FBI arrests man plotting to blow up NY Federal Reserve
In a sting operation, the FBI apprehended a Bangladeshi man they say was planning to blow up the New York Federal Reserve Bank. The man had been assembling a 1,000 pound bomb in a New York warehouse.
New York — The FBI on Wednesday arrested a Bangladeshi man in a sting operation on charges he attempted to blow up the New York Federal Reserve Bank with what he believed was a 1,000-pound bomb, federal authorities said.
Quazi Mohammad Rezwanul Ahsan Nafis, 21, faces charges of attempting to use a weapon of mass destruction and attempting to provide material support to al Qaeda, the U.S Department of Justice said in a statement. If convicted, he faces life in prison.
The FBI said the public was not in danger because the explosives provided to Nafis were never in working condition and the suspect was closely monitored by the undercover agent - highlighting a script law enforcement has employed several times this year in similar cases, including one in Washington and another in Ohio.
"Attempting to destroy a landmark building and kill or maim untold numbers of innocent bystanders is about as serious as the imagination can conjure," said Mary Galligan, FBI acting assistant director-in-charge. "The defendant faces appropriately severe consequences."
In an initial appearance in federal court in Brooklyn on Wednesday, Nafis wore a plain brown crew-neck T-shirt, dark-colored jeans and sneakers. He barely spoke during the brief hearing, mumbling answers of "yes" to questions from US Magistrate Judge Roanne Mann.

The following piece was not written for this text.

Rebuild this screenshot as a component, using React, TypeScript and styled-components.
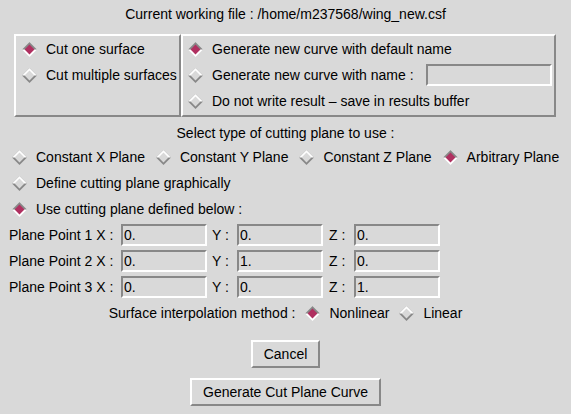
import React from "react";
import styled, { createGlobalStyle } from "styled-components";

const BG = "#d9d9d9";
const SHADOW = "#888888";
const HILITE = "#ffffff";
const SELECT = "#b03060";

const GlobalStyle = createGlobalStyle`
  html, body { margin: 0; padding: 0; background: ${BG}; }
`;

const Page = styled.div`
  width: 571px;
  height: 414px;
  box-sizing: border-box;
  padding-top: 6px;
  background: ${BG};
  color: #000;
  font-family: "Liberation Sans", Arial, sans-serif;
  font-size: 14px;
  display: flex;
  flex-direction: column;
`;

const Title = styled.div`
  text-align: center;
  line-height: 16px;
  white-space: nowrap;
`;

const Frame = styled.div`
  display: flex;
  margin: 12px 0 0 14px;
  width: 542px;
  height: 83px;
`;

const Box = styled.div<{ $w?: number; $pl: number }>`
  box-sizing: border-box;
  height: 100%;
  ${(p) => (p.$w ? `width: ${p.$w}px;` : "flex: 1;")}
  border: 2px solid;
  border-color: ${HILITE} ${SHADOW} ${SHADOW} ${HILITE};
  padding: 0 2px 0 ${(p) => p.$pl}px;
  display: flex;
  flex-direction: column;
`;

const BoxRow = styled.div`
  height: 26px;
  display: flex;
  align-items: center;
  white-space: nowrap;
`;

const Caption = styled.div`
  text-align: center;
  line-height: 16px;
  margin-top: 8px;
  white-space: nowrap;
`;

const TypeRow = styled.div`
  display: flex;
  align-items: center;
  gap: 11px;
  height: 26px;
  padding-left: 12px;
  margin-top: 3px;
  white-space: nowrap;
`;

const OptionRow = styled.div`
  display: flex;
  align-items: center;
  height: 26px;
  padding-left: 12px;
  white-space: nowrap;
`;

const PointGrid = styled.div`
  display: grid;
  grid-template-columns: 112px 86px 30px 86px 31px 86px;
  grid-auto-rows: 26px;
  align-items: center;
  padding-left: 9px;
  white-space: nowrap;
`;

const AxisLabel = styled.span<{ $pl: number }>`
  padding-left: ${(p) => p.$pl}px;
`;

const Field = styled.input<{ $w: number }>`
  box-sizing: border-box;
  width: ${(p) => p.$w}px;
  height: 22px;
  margin: 0;
  padding: 0 1px;
  border: 2px solid;
  border-color: ${SHADOW} ${HILITE} ${HILITE} ${SHADOW};
  background: ${BG};
  color: #000;
  font-family: "Liberation Sans", Arial, sans-serif;
  font-size: 14px;
  outline: none;
`;

const NameField = styled(Field)`
  margin-left: auto;
`;

const SurfaceRow = styled.div`
  display: flex;
  align-items: center;
  justify-content: center;
  gap: 10px;
  height: 26px;
  white-space: nowrap;
`;

const Buttons = styled.div`
  display: flex;
  flex-direction: column;
  align-items: center;
`;

const Button = styled.button<{ $mt: number }>`
  box-sizing: border-box;
  height: 28px;
  margin-top: ${(p) => p.$mt}px;
  padding: 0 11px;
  border: 2px solid;
  border-color: ${HILITE} ${SHADOW} ${SHADOW} ${HILITE};
  background: ${BG};
  color: #000;
  font-family: "Liberation Sans", Arial, sans-serif;
  font-size: 14px;
  white-space: nowrap;
`;

const ToggleWrap = styled.span`
  display: inline-flex;
  align-items: center;
  gap: 9px;
`;

const DiamondSvg = styled.svg`
  display: block;
  flex: none;
`;

function Diamond({ on }: { on: boolean }) {
  const top = on ? SHADOW : HILITE;
  const bottom = on ? HILITE : SHADOW;
  const fill = on ? SELECT : BG;
  return (
    <DiamondSvg width="15" height="15" viewBox="0 0 15 15">
      <polygon points="7.5,0 15,7.5 7.5,15 0,7.5" fill={bottom} />
      <polygon points="0,7.5 7.5,0 15,7.5" fill={top} />
      <polygon points="7.5,2.6 12.4,7.5 7.5,12.4 2.6,7.5" fill={fill} />
    </DiamondSvg>
  );
}

function Toggle({ on, label }: { on?: boolean; label: string }) {
  return (
    <ToggleWrap>
      <Diamond on={!!on} />
      <span>{label}</span>
    </ToggleWrap>
  );
}

const points = [
  { n: 1, x: "0.", y: "0.", z: "0." },
  { n: 2, x: "0.", y: "1.", z: "0." },
  { n: 3, x: "0.", y: "0.", z: "1." },
];

export default function App() {
  return (
    <Page>
      <GlobalStyle />
      <Title>Current working file : /home/m237568/wing_new.csf</Title>
      <Frame>
        <Box $w={167} $pl={6}>
          <BoxRow>
            <Toggle on label="Cut one surface" />
          </BoxRow>
          <BoxRow>
            <Toggle label="Cut multiple surfaces" />
          </BoxRow>
        </Box>
        <Box $pl={5}>
          <BoxRow>
            <Toggle on label="Generate new curve with default name" />
          </BoxRow>
          <BoxRow>
            <Toggle label="Generate new curve with name :" />
            <NameField $w={126} readOnly value="" />
          </BoxRow>
          <BoxRow>
            <Toggle label="Do not write result – save in results buffer" />
          </BoxRow>
        </Box>
      </Frame>
      <Caption>Select type of cutting plane to use :</Caption>
      <TypeRow>
        <Toggle label="Constant X Plane" />
        <Toggle label="Constant Y Plane" />
        <Toggle label="Constant Z Plane" />
        <Toggle on label="Arbitrary Plane" />
      </TypeRow>
      <OptionRow>
        <Toggle label="Define cutting plane graphically" />
      </OptionRow>
      <OptionRow>
        <Toggle on label="Use cutting plane defined below :" />
      </OptionRow>
      <PointGrid>
        {points.map((p) => (
          <React.Fragment key={p.n}>
            <span>Plane Point {p.n} X :</span>
            <Field $w={86} readOnly value={p.x} />
            <AxisLabel $pl={5}>Y :</AxisLabel>
            <Field $w={86} readOnly value={p.y} />
            <AxisLabel $pl={6}>Z :</AxisLabel>
            <Field $w={86} readOnly value={p.z} />
          </React.Fragment>
        ))}
      </PointGrid>
      <SurfaceRow>
        <span>Surface interpolation method :</span>
        <Toggle on label="Nonlinear" />
        <Toggle label="Linear" />
      </SurfaceRow>
      <Buttons>
        <Button $mt={14}>Cancel</Button>
        <Button $mt={10}>Generate Cut Plane Curve</Button>
      </Buttons>
    </Page>
  );
}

According to the criminal complaint, Nafis traveled to the United States in January 2012. Once in New York, he claimed to be in contact with al Qaeda members overseas, although federal agents found no evidence that he was working for al Qaeda or that he was directed by the organization, according to a US official who declined to be named.
In the end, the criminal complaint said, Nafis decided to focus on the Federal Reserve Bank in lower Manhattan, which stands like a limestone and sandstone fortress atop what is believed to be one of the world's largest stockpiles of gold.
To create a cell to help him carry out the bombing, Nafis began to seek out recruits, eventually bringing on board an undercover agent working for the FBI.
The two met on Wednesday morning and traveled by van to a New York warehouse, where Nafis assembled what he thought was a 1,000 pound bomb, before driving to the Federal Reserve Bank, among the most secure and guarded buildings in Manhattan.
After parking near the bank, Nafis walked to a nearby hotel and recorded a video statement in which he said, "We will not stop until we attain victory or martyrdom," according to the FBI.
Nafis was arrested in the hotel as he repeatedly attempted to detonate the inert bomb, the FBI said.
"I don't see how you characterize (him as) unsophisticated, I mean he was arrested, but he clearly had the intent to create mayhem here," Kelly told reporters.
Other FBI sting operations this year have netted at least one foreign suspect, as well as some from the United States.
Five self-described anarchists in the Cleveland area were arrested in May and accused of plotting to blow up a four-lane highway bridge. An undercover FBI agent had sold the men inoperable detonators and plastic explosives.